On 10 December 2018, the Civil Aviation Administration of China (CAAC) published an over-arching action plan aimed at transforming China into an aviation powerhouse by 2050.

While the initial focus is to address shortfalls in areas such as infrastructure and airspace capacity, from 2020 the ambition is for China to become a global leader in air transport. In order to build internationally competitive airlines, the CAAC says that it will encourage re-organisation of carriers, strategic co-operation, and mergers and acquisitions. It will also support the development of low-cost carriers, as well as regional and cargo airlines.

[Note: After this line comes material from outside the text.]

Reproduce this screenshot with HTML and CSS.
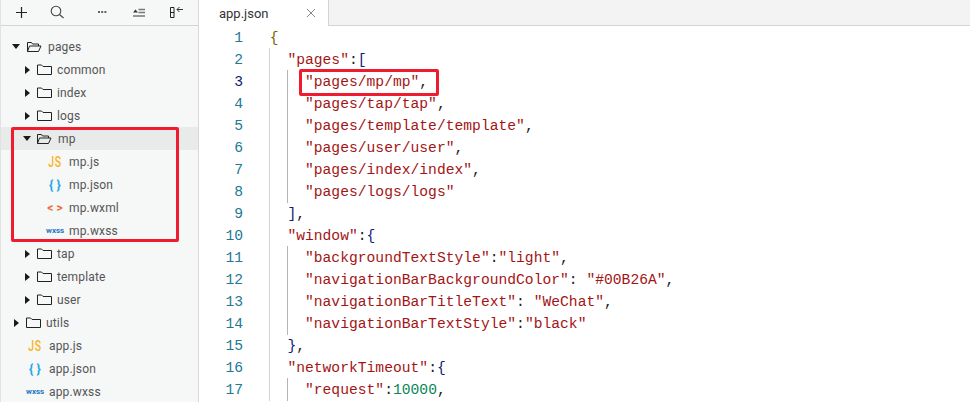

Of particular note, China is almost aiming to double the number of airports, from 234 airports at present to a target of 450 airports by 2035. As part of that, attention will be focused on raising the competitiveness of Beijing, Guangzhou and Shanghai as international hubs.

As far as Beijing is concerned, the new Beijing Daxing International Airport (around 50km south of the city centre) is scheduled to open on 30 September this year, initially operating four runways, and eventually up to seven runways. The airport will be able to serve 72 million passengers per year by 2025, and ultimately up to 100 million passengers per year. Relocation of carriers to Daxing will occur gradually from 2019 to 2021, with China Southern Airlines and China Eastern Airlines due to become anchor carriers at Daxing. Air China and Hainan Airlines, amongst others, are due to remain at the existing Beijing Capital International Airport. As far as foreign carriers are concerned (including those from Hong Kong and Macau), the CAAC has said that they can choose whether to operate from one or both Beijing airports.

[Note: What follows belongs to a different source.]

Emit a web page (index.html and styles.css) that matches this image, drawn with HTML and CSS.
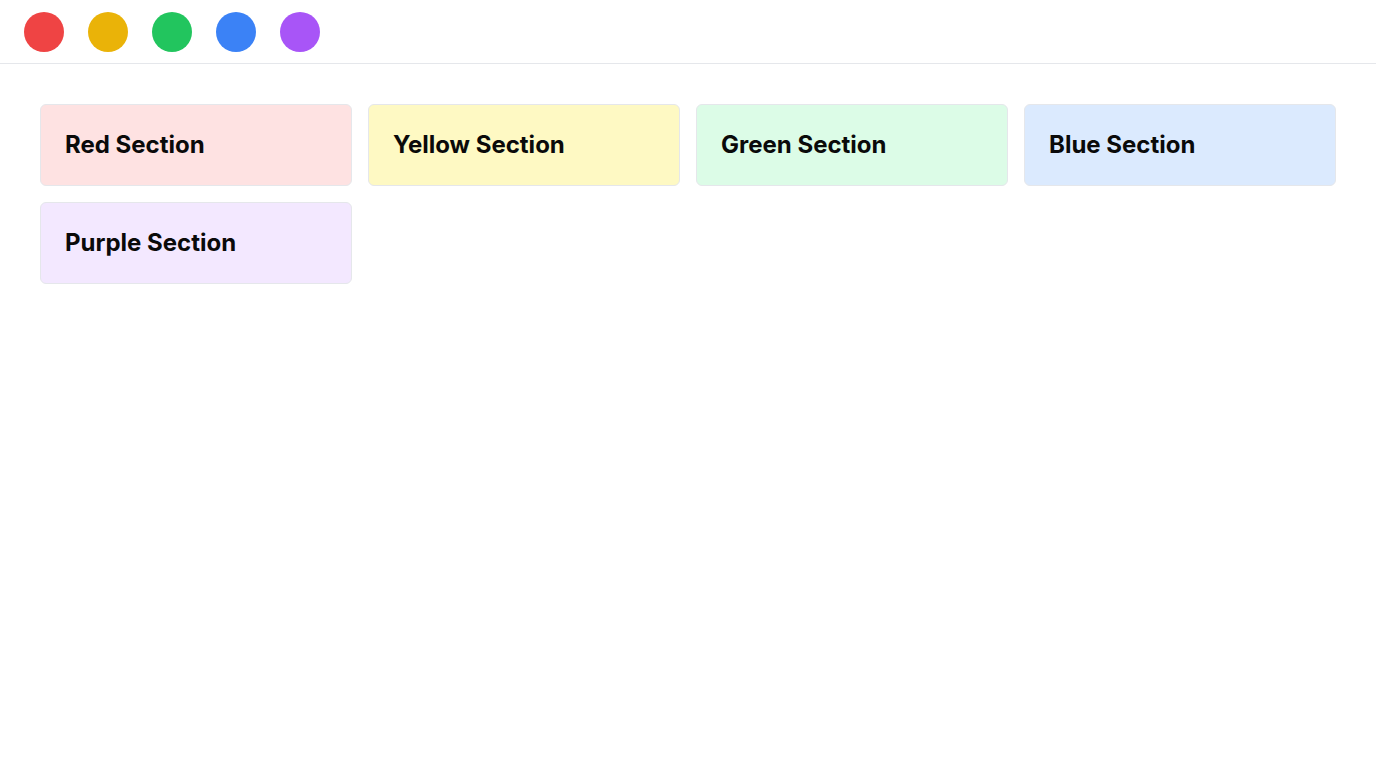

Although the CAAC’s action plan has to be read against the backdrop of a slowing Chinese economy, China’s intent and ambition is clear. The fact that civil aviation has been designated as a "strategic industry playing a primary and leading role" in China’s economic development means that it would be unwise to bet against China ultimately reaching its stated objectives.

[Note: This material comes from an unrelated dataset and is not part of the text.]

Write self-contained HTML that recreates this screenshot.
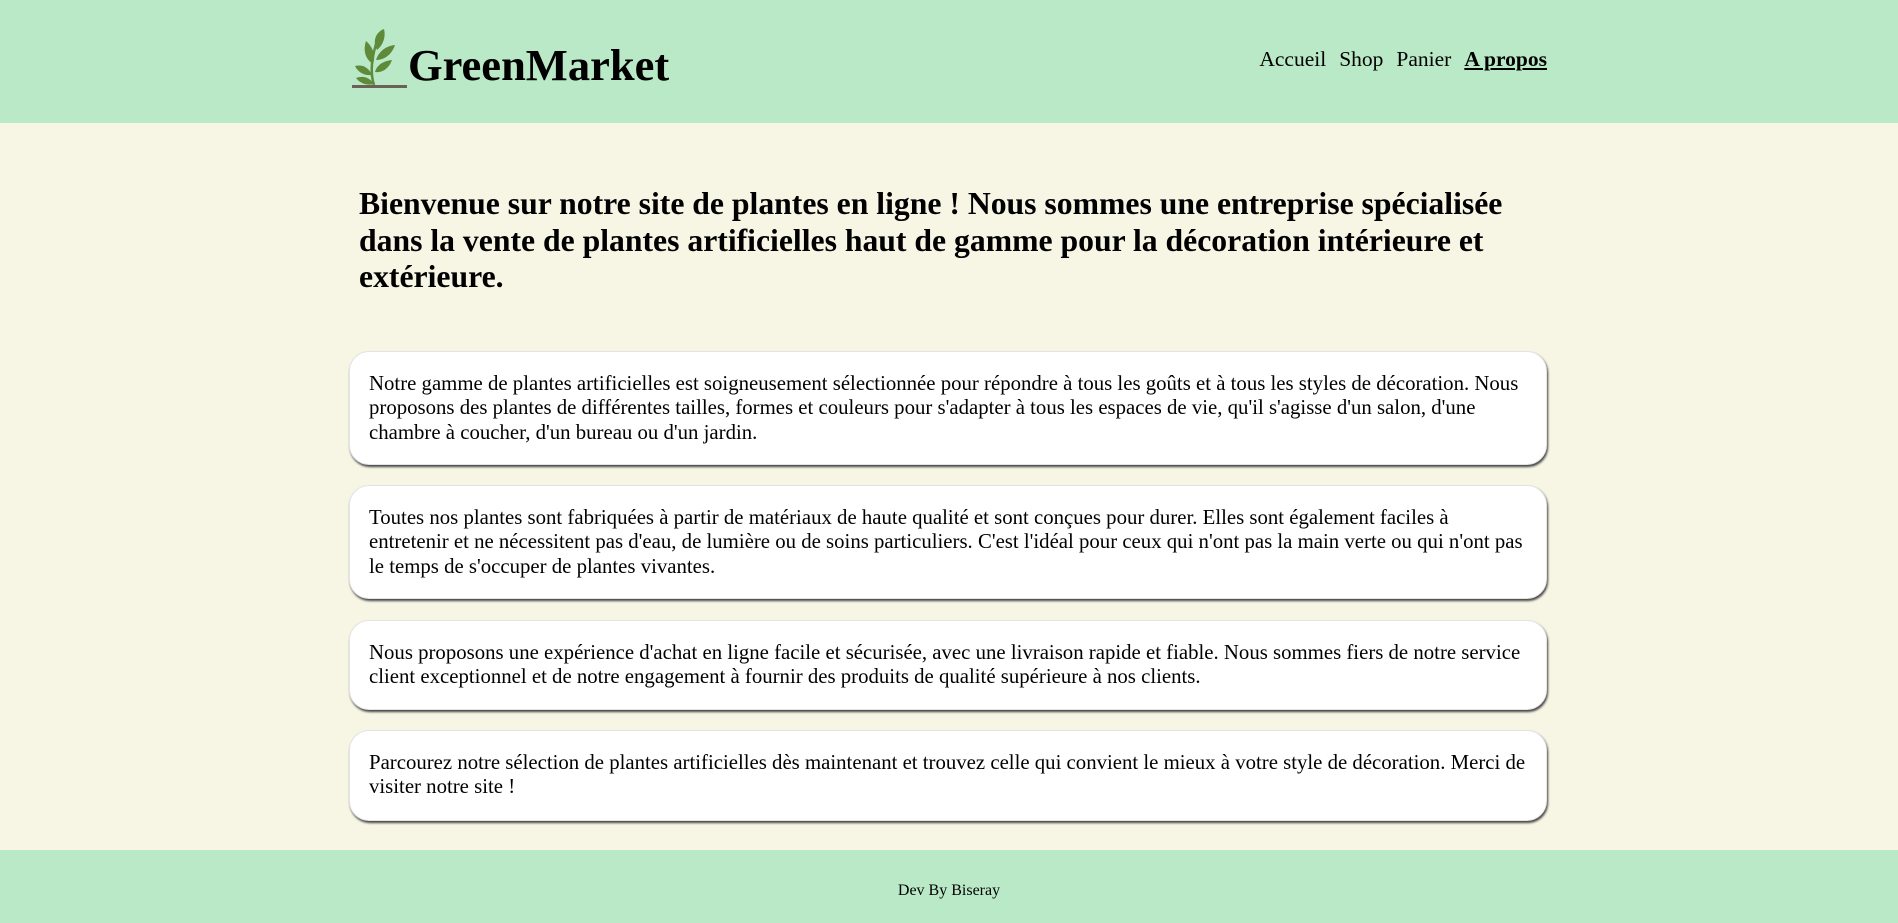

What is not in any doubt is that China will soon displace the US as the world’s largest aviation market (forecast to occur around 2022, depending on economic growth). The International Air Transport Association (IATA) predicts that China will serve 1.5 billion passengers per year by 2036, which is consistent with Boeing’s recent forecast that China will need 7,690 new aircraft over the next 20 years. It is therefore no surprise that in our experience, aircraft finance and leasing activity in the region remains high and, subject perhaps to one or two economic bumps in the road, we expect that it will likely remain so.